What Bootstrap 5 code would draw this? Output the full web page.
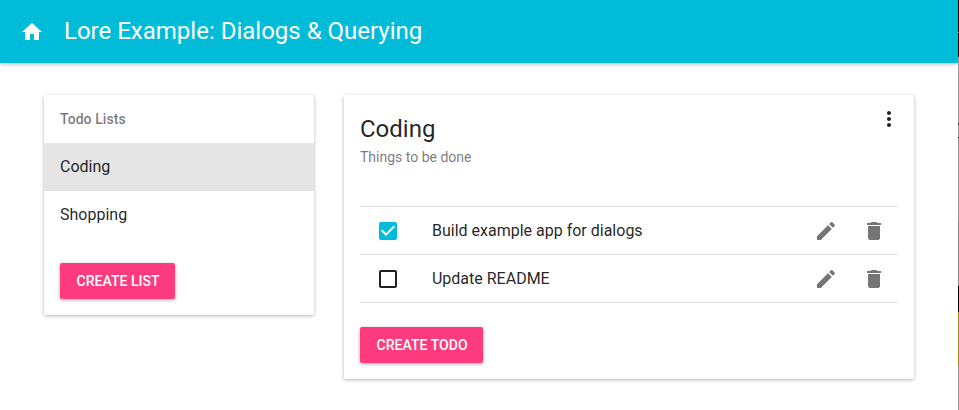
<!DOCTYPE html>
<html lang="en">
<head>
<meta charset="utf-8">
<meta name="viewport" content="width=device-width, initial-scale=1">
<title>Lore Example: Dialogs &amp; Querying</title>
<link href="https://cdn.jsdelivr.net/npm/bootstrap@5.3.0/dist/css/bootstrap.min.css" rel="stylesheet">
<style>
  body { font-family: Roboto, sans-serif; color: rgba(0,0,0,.87); background: #fff; height: 410px; overflow: hidden; }
  .page { min-width: 0; height: 410px; overflow: hidden; }
  .edge { width: 1px; height: 410px; background: linear-gradient(#000 0 32px, #999 32px 33px, #000 33px 57px, #999 57px 123px, #333 123px 125px, #999 125px 137px, #111 137px 138px, #999 138px 221px, #888 221px 286px, #000 286px 312px, #b08f00 312px 366px, #999 366px); }
  .appbar { height: 63px; padding: 0 20px; background: #00bcd9; box-shadow: 0 1px 5px rgba(0,0,0,.16), 0 1px 3px rgba(0,0,0,.16); }
  .appbar .navbar-brand { font-size: 24px; line-height: 36px; margin-left: 20px; padding: 0 0 2px; }
  .board { max-width: 900px; padding: 32px 15px 0; }
  .board > .row { --bs-gutter-x: 30px; }
  .paper { border: 0; border-radius: 2px; color: inherit; box-shadow: 0 1px 5px rgba(0,0,0,.14), 0 1px 3px rgba(0,0,0,.16); }
  .subheader { font-size: 14px; font-weight: 500; line-height: 48px; letter-spacing: .07px; color: rgba(0,0,0,.54); }
  .entry { height: 48px; line-height: 48px; padding: 0 16px; border: 0; color: rgba(0,0,0,.87); }
  .entry.chosen { background: #e5e5e5; }
  .raised { height: 36px; padding: 0 15.6px 0 16.6px; border: 0; border-radius: 2px; font-size: 14px; font-weight: 500; line-height: 37px; letter-spacing: .03px; background: #ff3b80; box-shadow: 0 1px 5px rgba(0,0,0,.16), 0 1px 3px rgba(0,0,0,.2); }
  .intro { height: 111px; }
  .heading { font-size: 24px; font-weight: 400; line-height: 36px; }
  .note { font-size: 14px; line-height: 20px; color: rgba(0,0,0,.54); }
  .more { margin: -4px -3px 0 0; }
  .todos { border-top: 1px solid #e0e0e0; margin: 0 16px; }
  .todo { height: 48px; border-bottom: 1px solid #e0e0e0; line-height: 47px; }
  .todo .tick { width: 72px; padding-left: 16px; }
  .todo .tools { gap: 24px; padding-right: 12px; color: #757575; }
  .ticked { color: #00bcd9; }
  svg { display: block; fill: currentColor; }
</style>
<script src="https://cdn.jsdelivr.net/npm/bootstrap@5.3.0/dist/js/bootstrap.bundle.min.js"></script>
</head>
<body>
<div class="d-flex">
  <div class="page flex-grow-1">
    <nav class="navbar appbar justify-content-start flex-nowrap text-white">
      <svg width="24" height="24" viewBox="0 0 24 24"><path d="M10 20v-6h4v6h5v-8h3L12 3 2 12h3v8z"/></svg>
      <span class="navbar-brand text-white">Lore Example: Dialogs &amp; Querying</span>
    </nav>
    <main class="container-fluid board">
      <div class="row align-items-start">
        <div class="col-4">
          <div class="card paper">
            <div class="subheader px-3">Todo Lists</div>
            <div class="list-group list-group-flush">
              <a class="list-group-item entry chosen">Coding</a>
              <a class="list-group-item entry">Shopping</a>
            </div>
            <div class="px-3 pb-3 pt-4"><button class="btn text-white raised">CREATE LIST</button></div>
          </div>
        </div>
        <div class="col-8">
          <div class="card paper">
            <div class="intro d-flex justify-content-between px-3 pt-3">
              <div>
                <h1 class="heading mb-0">Coding</h1>
                <div class="note">Things to be done</div>
              </div>
              <svg class="more" width="24" height="24" viewBox="0 0 24 24"><path d="M12 8c1.1 0 2-.9 2-2s-.9-2-2-2-2 .9-2 2 .9 2 2 2zm0 2c-1.1 0-2 .9-2 2s.9 2 2 2 2-.9 2-2-.9-2-2-2zm0 6c-1.1 0-2 .9-2 2s.9 2 2 2 2-.9 2-2-.9-2-2-2z"/></svg>
            </div>
            <div class="todos">
              <div class="todo d-flex align-items-center">
                <div class="tick ticked"><svg width="24" height="24" viewBox="0 0 24 24"><path d="M19 3H5c-1.11 0-2 .9-2 2v14c0 1.1.89 2 2 2h14c1.11 0 2-.9 2-2V5c0-1.1-.89-2-2-2zm-9 14l-5-5 1.41-1.41L10 14.17l7.59-7.59L19 8l-9 9z"/></svg></div>
                <div class="flex-grow-1">Build example app for dialogs</div>
                <div class="tools d-flex">
                  <svg width="24" height="24" viewBox="0 0 24 24"><path d="M3 17.25V21h3.75L17.81 9.94l-3.75-3.75L3 17.25zM20.71 7.04c.39-.39.39-1.02 0-1.41l-2.34-2.34c-.39-.39-1.02-.39-1.41 0l-1.83 1.83 3.75 3.75 1.83-1.83z"/></svg>
                  <svg width="24" height="24" viewBox="0 0 24 24"><path d="M6 19c0 1.1.9 2 2 2h8c1.1 0 2-.9 2-2V7H6v12zM19 4h-3.5l-1-1h-5l-1 1H5v2h14V4z"/></svg>
                </div>
              </div>
              <div class="todo d-flex align-items-center">
                <div class="tick"><svg width="24" height="24" viewBox="0 0 24 24"><path d="M19 5v14H5V5h14m0-2H5c-1.1 0-2 .9-2 2v14c0 1.1.9 2 2 2h14c1.1 0 2-.9 2-2V5c0-1.1-.9-2-2-2z"/></svg></div>
                <div class="flex-grow-1">Update README</div>
                <div class="tools d-flex">
                  <svg width="24" height="24" viewBox="0 0 24 24"><path d="M3 17.25V21h3.75L17.81 9.94l-3.75-3.75L3 17.25zM20.71 7.04c.39-.39.39-1.02 0-1.41l-2.34-2.34c-.39-.39-1.02-.39-1.41 0l-1.83 1.83 3.75 3.75 1.83-1.83z"/></svg>
                  <svg width="24" height="24" viewBox="0 0 24 24"><path d="M6 19c0 1.1.9 2 2 2h8c1.1 0 2-.9 2-2V7H6v12zM19 4h-3.5l-1-1h-5l-1 1H5v2h14V4z"/></svg>
                </div>
              </div>
            </div>
            <div class="px-3 pb-3 pt-4"><button class="btn text-white raised">CREATE TODO</button></div>
          </div>
        </div>
      </div>
    </main>
  </div>
  <div class="edge flex-shrink-0"></div>
</div>
</body>
</html>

************

**Task to carry out**. Pick every line with "page" in it and copy it.

**Answer to this problem**.
What Bootstrap 5 code would draw this? Output the full web page.
  .page { min-width: 0; height: 410px; overflow: hidden; }
  <div class="page flex-grow-1">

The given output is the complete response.